I think that students need to be very, very careful and parents need to be very, very careful about how they experience mathematics. Because yes the time is a worthwhile investment, it is a practical subject, but if you are just churning through, often tragically learning things which actually are just machine processes. I have students come to me and they say “I can differentiate, I am really good at that, I am only fifteen years old”. You don’t need to know what differentiation is, but they come to me with this ability to turn a handle on this algorithm this set of steps. Just like me; I don’t know how to bake, but I can follow a recipe. I have no idea what baking powder does or why 180 degrees Celsius is important but I can follow steps. That is okay for a cake because you can still eat it at the end, but that is fatal for mathematics because you don’t know why you are doing any of the things that you are doing. If that is what you are, you are not a mathematician, you are a machine and that is not what we want our children to become. We have to be careful.
Eddie says plenty right here, touching on various forms of and issues with tutoring, and school teaching. The issues do not get fleshed out, but that is the nature of Q & A.
Eddie also gets things smugly wrong. Sure, some tutoring might be characterised as “industrial”. But more so than schools? How can mass education not be industrial? This isn’t necessarily bad: mostly, it just is. Unless, of course, little Tarquin’s parents have the time and the money to arrange for individual or small-group lessons with an, um, tutor.
All the concerns Baker and her experts raise about tutoring apply as much or more so to school education and, as a matter of business necessity, are largely a reflection of school education. And, how do tutors and tutoring companies deal with this? Some well, some poorly. But mostly with industry, which is not a dirty word, and with good and honest intent.
Baker notes the underlying issue, seemingly without even realising it:
However, Australian students’ performance in maths has either stalled or declined on all major indicators over that period, and academics have raised concerns about students arriving at university without the maths skills they need.
Why do parents employ tutors? Having enjoyed and suffered forty years of tutoring, in pretty much all its forms, we can give the obvious answer: there’s a zillion different, individual reasons. Some, as Eddie suggests, are looking for a little damage control, the filling of gaps and a little polishing. Some, as Eddie suggests, think of mathematics, falsely, as a syntactic game, and are looking for lessons in playing that dangerously meaningless game. Some believe, correctly or otherwise, that their teacher/school is responsible for little Johnny’s struggling. Some are trying to get darling Diana into law school. Some are hothousing precious little Perry so he/she can get a scholarship into Polo Grammar or Mildred’s College for Christian Ladies.
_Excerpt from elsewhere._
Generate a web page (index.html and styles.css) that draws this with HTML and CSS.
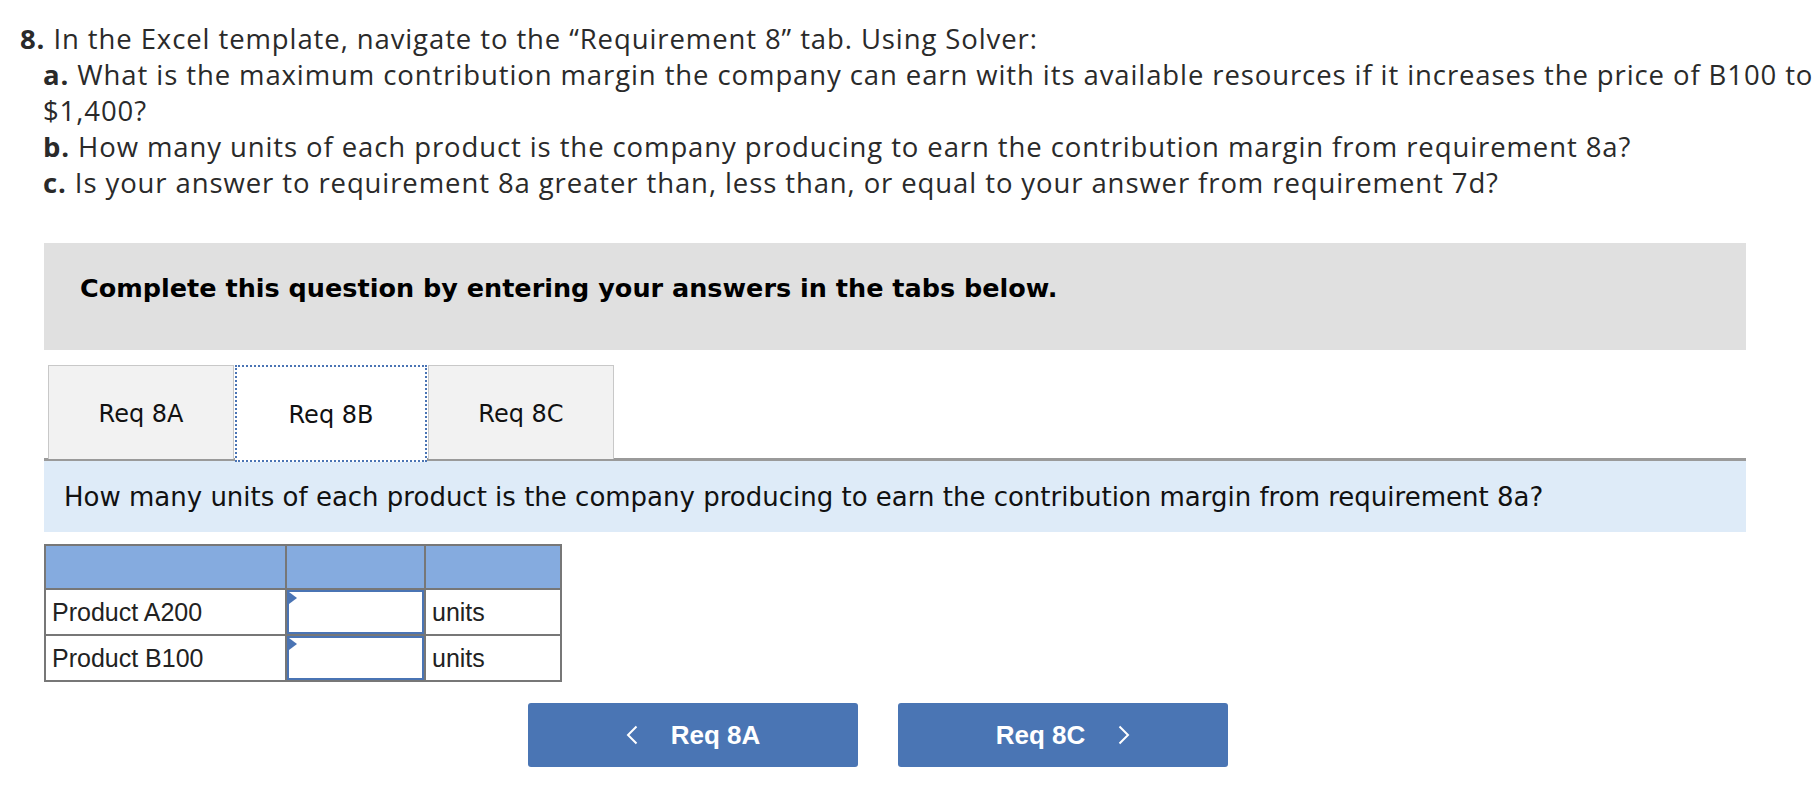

But, underlying it all, there is one obvious, central reason why parents employ tutors: parents are unsatisfied with the education their child receives at school.
Why are parents unsatisfied? Are they right to be? Of course, it depends. But, whatever the individual analyses, the massive growth of the tutoring industry indicates a major disconnect, and either a major failing in schools’ performance or a major blindness in parents’ expectations, or both.
That would be a much more worthwhile issue for Baker, and everyone, to consider.